* **Task prompt**: Repeat the data that follows, word for word, without the images.

--- START ---

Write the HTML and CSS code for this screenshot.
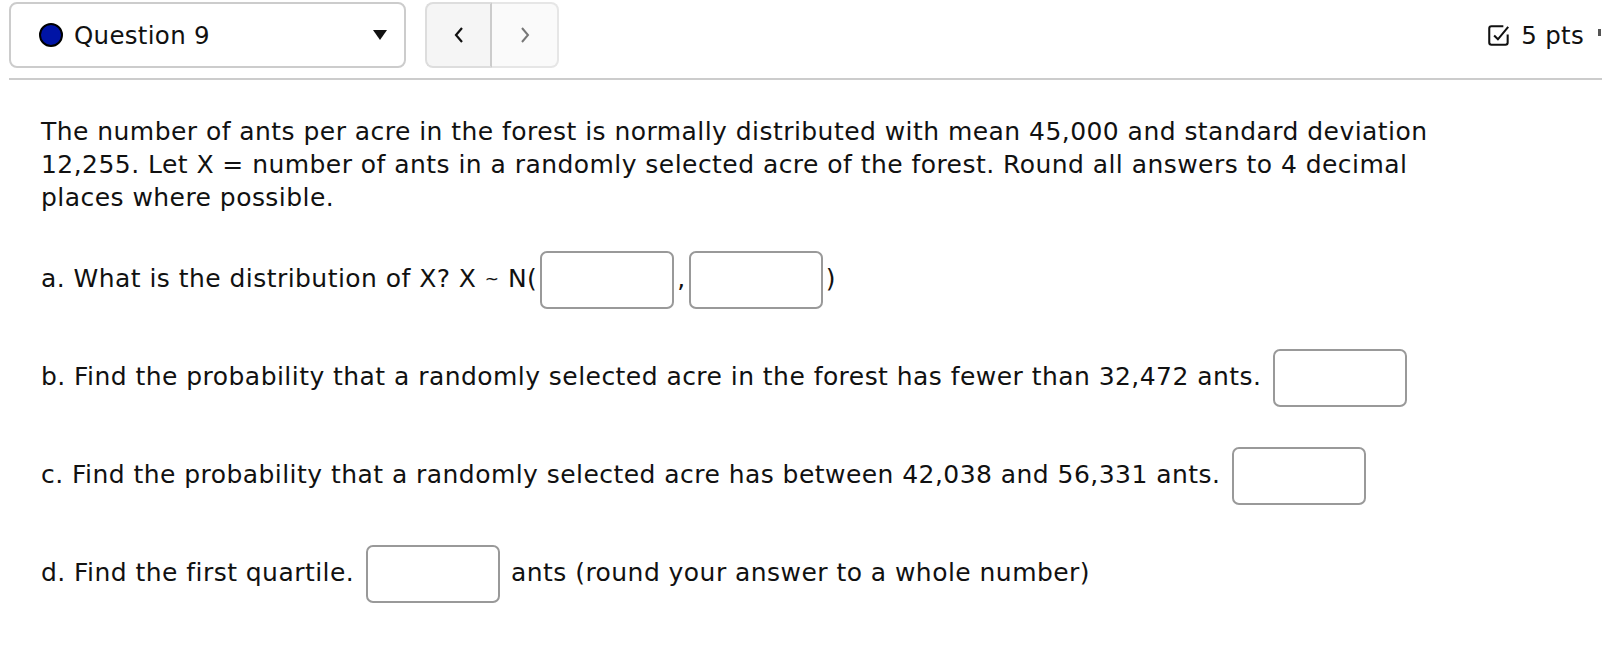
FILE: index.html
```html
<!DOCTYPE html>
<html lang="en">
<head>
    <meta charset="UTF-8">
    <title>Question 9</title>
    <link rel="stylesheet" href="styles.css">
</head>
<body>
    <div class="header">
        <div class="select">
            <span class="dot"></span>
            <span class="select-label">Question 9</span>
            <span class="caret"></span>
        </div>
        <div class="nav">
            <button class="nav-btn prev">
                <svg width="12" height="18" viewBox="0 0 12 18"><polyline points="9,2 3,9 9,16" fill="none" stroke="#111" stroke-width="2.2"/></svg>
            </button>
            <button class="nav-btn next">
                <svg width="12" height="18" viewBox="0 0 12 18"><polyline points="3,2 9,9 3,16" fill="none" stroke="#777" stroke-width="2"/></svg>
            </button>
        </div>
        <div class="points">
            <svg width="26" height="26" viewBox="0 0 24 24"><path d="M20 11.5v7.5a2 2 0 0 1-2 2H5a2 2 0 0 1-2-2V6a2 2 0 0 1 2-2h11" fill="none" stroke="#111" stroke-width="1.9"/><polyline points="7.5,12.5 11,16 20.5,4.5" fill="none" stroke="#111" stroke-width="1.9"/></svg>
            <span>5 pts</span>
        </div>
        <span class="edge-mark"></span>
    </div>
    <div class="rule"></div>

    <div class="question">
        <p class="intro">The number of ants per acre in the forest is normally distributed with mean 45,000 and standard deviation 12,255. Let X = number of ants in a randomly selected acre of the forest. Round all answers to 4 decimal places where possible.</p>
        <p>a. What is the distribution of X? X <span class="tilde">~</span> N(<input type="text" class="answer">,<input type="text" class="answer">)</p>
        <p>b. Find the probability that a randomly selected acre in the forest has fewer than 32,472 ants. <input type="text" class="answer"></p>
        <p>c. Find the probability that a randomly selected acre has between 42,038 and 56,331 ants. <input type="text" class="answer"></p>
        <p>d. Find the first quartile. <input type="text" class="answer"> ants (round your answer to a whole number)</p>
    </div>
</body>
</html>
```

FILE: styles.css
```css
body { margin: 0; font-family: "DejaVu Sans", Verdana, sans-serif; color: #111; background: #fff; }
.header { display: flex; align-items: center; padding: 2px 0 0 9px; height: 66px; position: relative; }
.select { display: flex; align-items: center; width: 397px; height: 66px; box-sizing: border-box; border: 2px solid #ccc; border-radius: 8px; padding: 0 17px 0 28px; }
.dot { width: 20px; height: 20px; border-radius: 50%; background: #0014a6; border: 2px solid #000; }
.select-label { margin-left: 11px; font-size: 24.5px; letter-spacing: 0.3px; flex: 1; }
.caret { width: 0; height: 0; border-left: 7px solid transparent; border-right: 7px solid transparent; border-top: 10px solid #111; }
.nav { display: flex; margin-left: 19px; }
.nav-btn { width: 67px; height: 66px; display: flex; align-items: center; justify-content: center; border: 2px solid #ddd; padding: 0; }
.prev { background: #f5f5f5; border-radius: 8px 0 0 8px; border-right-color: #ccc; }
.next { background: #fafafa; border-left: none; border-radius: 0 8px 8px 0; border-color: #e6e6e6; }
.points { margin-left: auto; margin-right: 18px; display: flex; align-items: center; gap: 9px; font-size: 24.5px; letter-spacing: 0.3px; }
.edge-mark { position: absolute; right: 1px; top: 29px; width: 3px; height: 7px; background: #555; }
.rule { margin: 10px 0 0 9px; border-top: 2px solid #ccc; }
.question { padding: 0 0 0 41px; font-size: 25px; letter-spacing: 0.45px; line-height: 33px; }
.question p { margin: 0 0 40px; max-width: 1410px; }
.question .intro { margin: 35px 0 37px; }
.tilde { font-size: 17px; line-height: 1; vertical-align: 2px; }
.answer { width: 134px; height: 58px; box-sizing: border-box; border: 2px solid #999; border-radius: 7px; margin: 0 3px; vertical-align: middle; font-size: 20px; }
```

--- END ---

* **Solution to this exercise**:
Write the HTML and CSS code for this screenshot.
FILE: index.html
```html
<!DOCTYPE html>
<html lang="en">
<head>
    <meta charset="UTF-8">
    <title>Question 9</title>
    <link rel="stylesheet" href="styles.css">
</head>
<body>
    <div class="header">
        <div class="select">
            <span class="dot"></span>
            <span class="select-label">Question 9</span>
            <span class="caret"></span>
        </div>
        <div class="nav">
            <button class="nav-btn prev">
                <svg width="12" height="18" viewBox="0 0 12 18"><polyline points="9,2 3,9 9,16" fill="none" stroke="#111" stroke-width="2.2"/></svg>
            </button>
            <button class="nav-btn next">
                <svg width="12" height="18" viewBox="0 0 12 18"><polyline points="3,2 9,9 3,16" fill="none" stroke="#777" stroke-width="2"/></svg>
            </button>
        </div>
        <div class="points">
            <svg width="26" height="26" viewBox="0 0 24 24"><path d="M20 11.5v7.5a2 2 0 0 1-2 2H5a2 2 0 0 1-2-2V6a2 2 0 0 1 2-2h11" fill="none" stroke="#111" stroke-width="1.9"/><polyline points="7.5,12.5 11,16 20.5,4.5" fill="none" stroke="#111" stroke-width="1.9"/></svg>
            <span>5 pts</span>
        </div>
        <span class="edge-mark"></span>
    </div>
    <div class="rule"></div>

    <div class="question">
        <p class="intro">The number of ants per acre in the forest is normally distributed with mean 45,000 and standard deviation 12,255. Let X = number of ants in a randomly selected acre of the forest. Round all answers to 4 decimal places where possible.</p>
        <p>a. What is the distribution of X? X <span class="tilde">~</span> N(<input type="text" class="answer">,<input type="text" class="answer">)</p>
        <p>b. Find the probability that a randomly selected acre in the forest has fewer than 32,472 ants. <input type="text" class="answer"></p>
        <p>c. Find the probability that a randomly selected acre has between 42,038 and 56,331 ants. <input type="text" class="answer"></p>
        <p>d. Find the first quartile. <input type="text" class="answer"> ants (round your answer to a whole number)</p>
    </div>
</body>
</html>
```

FILE: styles.css
```css
body { margin: 0; font-family: "DejaVu Sans", Verdana, sans-serif; color: #111; background: #fff; }
.header { display: flex; align-items: center; padding: 2px 0 0 9px; height: 66px; position: relative; }
.select { display: flex; align-items: center; width: 397px; height: 66px; box-sizing: border-box; border: 2px solid #ccc; border-radius: 8px; padding: 0 17px 0 28px; }
.dot { width: 20px; height: 20px; border-radius: 50%; background: #0014a6; border: 2px solid #000; }
.select-label { margin-left: 11px; font-size: 24.5px; letter-spacing: 0.3px; flex: 1; }
.caret { width: 0; height: 0; border-left: 7px solid transparent; border-right: 7px solid transparent; border-top: 10px solid #111; }
.nav { display: flex; margin-left: 19px; }
.nav-btn { width: 67px; height: 66px; display: flex; align-items: center; justify-content: center; border: 2px solid #ddd; padding: 0; }
.prev { background: #f5f5f5; border-radius: 8px 0 0 8px; border-right-color: #ccc; }
.next { background: #fafafa; border-left: none; border-radius: 0 8px 8px 0; border-color: #e6e6e6; }
.points { margin-left: auto; margin-right: 18px; display: flex; align-items: center; gap: 9px; font-size: 24.5px; letter-spacing: 0.3px; }
.edge-mark { position: absolute; right: 1px; top: 29px; width: 3px; height: 7px; background: #555; }
.rule { margin: 10px 0 0 9px; border-top: 2px solid #ccc; }
.question { padding: 0 0 0 41px; font-size: 25px; letter-spacing: 0.45px; line-height: 33px; }
.question p { margin: 0 0 40px; max-width: 1410px; }
.question .intro { margin: 35px 0 37px; }
.tilde { font-size: 17px; line-height: 1; vertical-align: 2px; }
.answer { width: 134px; height: 58px; box-sizing: border-box; border: 2px solid #999; border-radius: 7px; margin: 0 3px; vertical-align: middle; font-size: 20px; }
```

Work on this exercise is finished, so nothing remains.